Por su parte, el narrador Mario Castells, a propósito de esta novela hoy reeditada, dirige nuestra atención hacia otro escritor de fronteras, el uruguayo-argentino Horacio Quiroga: “Como sabemos, Quiroga nació uruguayo; se radicó en Buenos Aires pero escribió cuentos sobre la antigua región guaraní de Misiones, zona de frontera donde la muerte era un riesgo y un desafío cotidiano. No es difícil ver en la elección literaria de Quiroga a su precursor, Rafael Barrett, el que según palabras del mismo Roa le enseñó a escribir a él y a los escritores paraguayos de su generación. Roa toma el método de Quiroga y se enfrenta a la lengua popular campesina de otra manera. Esto es muy claro si lo cotejamos con El trueno entre las hojas.
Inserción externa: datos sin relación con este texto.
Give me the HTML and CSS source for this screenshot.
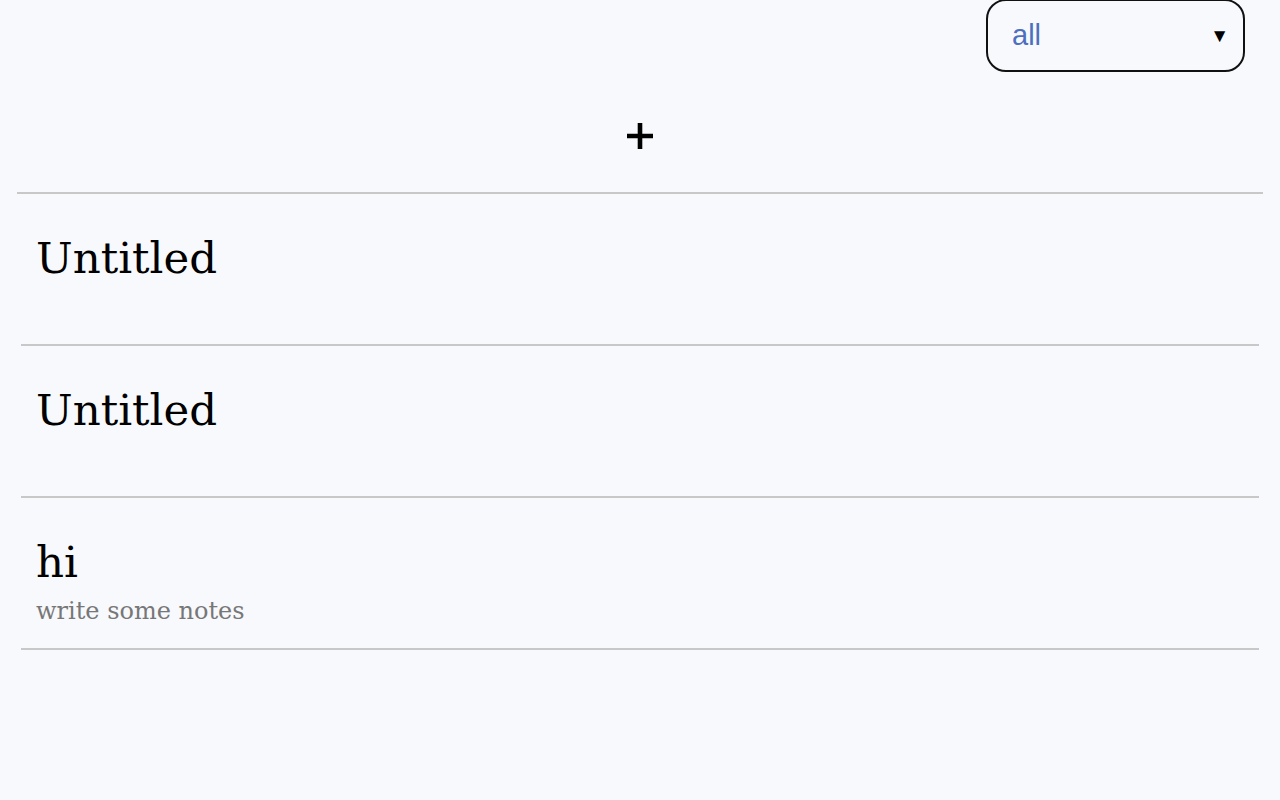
FILE: index.html
```html
<!DOCTYPE html>
<html>
<head>
<meta charset="utf-8">
<link rel="stylesheet" href="styles.css">
</head>
<body>
<div class="app">
  <div class="topbar">
    <div class="filter">
      <span class="filter-value">all</span>
      <span class="filter-arrow">▼</span>
    </div>
  </div>
  <div class="add-row">
    <button class="add-btn" aria-label="add">
      <svg width="26" height="26" viewBox="0 0 26 26"><path d="M13 0V26M0 13H26" stroke="#000" stroke-width="4.6"/></svg>
    </button>
  </div>
  <div class="divider"></div>
  <ul class="notes">
    <li class="note"><div class="note-title">Untitled</div></li>
    <li class="note"><div class="note-title">Untitled</div></li>
    <li class="note"><div class="note-title">hi</div><div class="note-body">write some notes</div></li>
  </ul>
</div>
</body>
</html>
```

FILE: styles.css
```css
html, body {
  margin: 0;
  padding: 0;
  background: #f7f9fd;
}
.app {
  width: 1280px;
  min-height: 800px;
}
.topbar {
  display: flex;
  justify-content: flex-end;
  padding-right: 35px;
}
.filter {
  box-sizing: border-box;
  width: 259px;
  height: 73px;
  margin-top: -1px;
  border: 2.5px solid #111;
  border-radius: 20px;
  display: flex;
  align-items: center;
  justify-content: space-between;
  padding: 0 14px 0 24px;
  font-family: "Liberation Sans", Arial, sans-serif;
}
.filter-value {
  color: #4d6fbf;
  font-size: 29px;
}
.filter-arrow {
  color: #000;
  font-size: 19px;
  line-height: 1;
}
.add-row {
  display: flex;
  justify-content: center;
  padding-top: 51px;
  height: 69px;
}
.add-btn {
  border: 0;
  background: transparent;
  padding: 0;
  width: 26px;
  height: 26px;
  display: block;
}
.add-btn svg { display: block; }
.divider {
  margin: 0 17px;
  height: 2px;
  background: #c8c8c8;
}
.notes {
  list-style: none;
  margin: 0 21px;
  padding: 0;
}
.note {
  box-sizing: border-box;
  height: 152px;
  border-bottom: 2px solid #c8c8c8;
  padding: 36px 0 0 15px;
  font-family: "DejaVu Serif", serif;
}
.note-title {
  font-size: 43.5px;
  line-height: 56px;
  color: #000;
}
.note-body {
  margin-top: 5px;
  font-size: 24px;
  line-height: 32px;
  color: #777;
}
```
Y por último, y no menos importante, por la identificación del letrado como traidor que se desprende de los personajes que fungen como álter ego de los escritores”.
Desde la explosión del sesentista boom literario de Latinoamérica a los sollozos del crash con el Mercosur y el Nafta arrumbados, Roa Bastos ha transitado, fatal aunque no letalmente, el camino de toda carne. Autor de poderosas ficciones ‘de personaje’, tras morir él mismo acabó por ser uno en la ficción de sus compatriotas Cristino Bogado y Mónica Bustos. Deshizo así un camino borgesiano, y su figura, hoy centenaria, marchó de las novelas a las alegorías.
-Yo el Supremo, Augusto Roa Bastos. Eterna Cadencia, 576 págs. Prólogo de Josefina Ludmer.
-Hijo de hombre, Augusto Roa Bastos. Eterna Cadencia, 416 págs.
-Encuentro con el traidor, Augusto Roa Bastos. Mil Botellas, 182 págs.